European refineries have also had to upgrade but many are able to source sweeter grades of crude because high taxes on on-road fuels mask the price differential in the crude and the cost of desulphurization in relative terms. Austria's refinery near Vienna had to install a Claus plant decades ago because the Soviets forced it to trade a lot of a locally produced sweet grade of crude for sour dross from Siberia, in order to get the Red Army to leave the country in 1955.
Erick -
http://en.wikipedia.org/wiki/Claus_process
good idea, but it runs smack into the same problem Allen brought up - sharply increased cost of ownership.
In addition, national jurisdictions end 12 miles off shore, with lesser rights extending somewhat further out. The open ocean is, legally speaking, a commons subject to international maritime law, which is very hard to tighten up because a lot of third world countries are flag carriers for cargo ships. That is why e.g. California can only insist on the use of low-sulphur fuel close to shore. This requires operators to install a second, small fuel tank or, tug services using boats running exclusively on clean fuel.

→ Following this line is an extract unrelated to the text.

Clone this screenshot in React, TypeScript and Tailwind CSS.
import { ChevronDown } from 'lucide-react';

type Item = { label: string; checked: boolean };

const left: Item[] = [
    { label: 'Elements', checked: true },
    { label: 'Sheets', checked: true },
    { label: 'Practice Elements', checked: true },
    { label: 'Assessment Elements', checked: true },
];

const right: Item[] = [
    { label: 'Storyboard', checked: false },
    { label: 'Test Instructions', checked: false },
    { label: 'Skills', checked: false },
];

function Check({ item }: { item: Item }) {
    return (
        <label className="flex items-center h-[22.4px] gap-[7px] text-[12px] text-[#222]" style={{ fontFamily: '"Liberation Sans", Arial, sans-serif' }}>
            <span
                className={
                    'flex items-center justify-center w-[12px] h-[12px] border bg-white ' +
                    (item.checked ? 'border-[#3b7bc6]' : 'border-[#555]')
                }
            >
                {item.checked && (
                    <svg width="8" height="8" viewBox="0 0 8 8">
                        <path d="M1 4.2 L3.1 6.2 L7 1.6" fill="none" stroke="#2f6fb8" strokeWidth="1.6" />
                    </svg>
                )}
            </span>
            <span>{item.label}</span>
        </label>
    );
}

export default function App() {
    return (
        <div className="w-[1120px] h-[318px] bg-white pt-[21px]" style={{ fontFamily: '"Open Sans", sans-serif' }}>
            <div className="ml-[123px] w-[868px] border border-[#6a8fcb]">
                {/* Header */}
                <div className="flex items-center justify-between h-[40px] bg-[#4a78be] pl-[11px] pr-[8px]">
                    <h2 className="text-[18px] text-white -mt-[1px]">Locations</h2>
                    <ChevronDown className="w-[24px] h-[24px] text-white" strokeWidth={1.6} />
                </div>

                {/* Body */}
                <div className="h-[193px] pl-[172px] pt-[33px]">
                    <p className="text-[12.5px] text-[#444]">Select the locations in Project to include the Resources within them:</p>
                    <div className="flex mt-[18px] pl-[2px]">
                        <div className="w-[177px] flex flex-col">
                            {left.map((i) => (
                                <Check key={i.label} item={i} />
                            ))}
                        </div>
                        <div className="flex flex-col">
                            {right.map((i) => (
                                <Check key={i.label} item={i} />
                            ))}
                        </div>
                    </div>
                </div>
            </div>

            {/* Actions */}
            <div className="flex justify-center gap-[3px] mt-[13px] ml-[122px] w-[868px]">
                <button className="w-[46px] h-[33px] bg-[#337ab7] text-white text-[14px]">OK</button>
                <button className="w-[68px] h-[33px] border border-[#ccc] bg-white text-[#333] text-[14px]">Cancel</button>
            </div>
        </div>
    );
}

Since fish don't have a vote and shipping traffic is not dense enough to cause measurable acid rain damage on land, ship engines are permitted to burn the sulphur-laden residue left over after all the lighter fractions have been removed from the crude oil. Sour crudes containing a lot of sulphur to begin with (from Saudi Arabia, Russia, Venezuela, Ecuador etc.) are far cheaper than sweet grades like the benchmark West Texas Intermediate (US) and Brent (Europe).
Posted by: Rafael Seidl | 03 February 2007 at 04:02 AM
yeah wow, using low sulfur fuel (less than 0.5% sulfur—5,000 ppm) – man, that's really low.
come on. how about at least a tenth of that?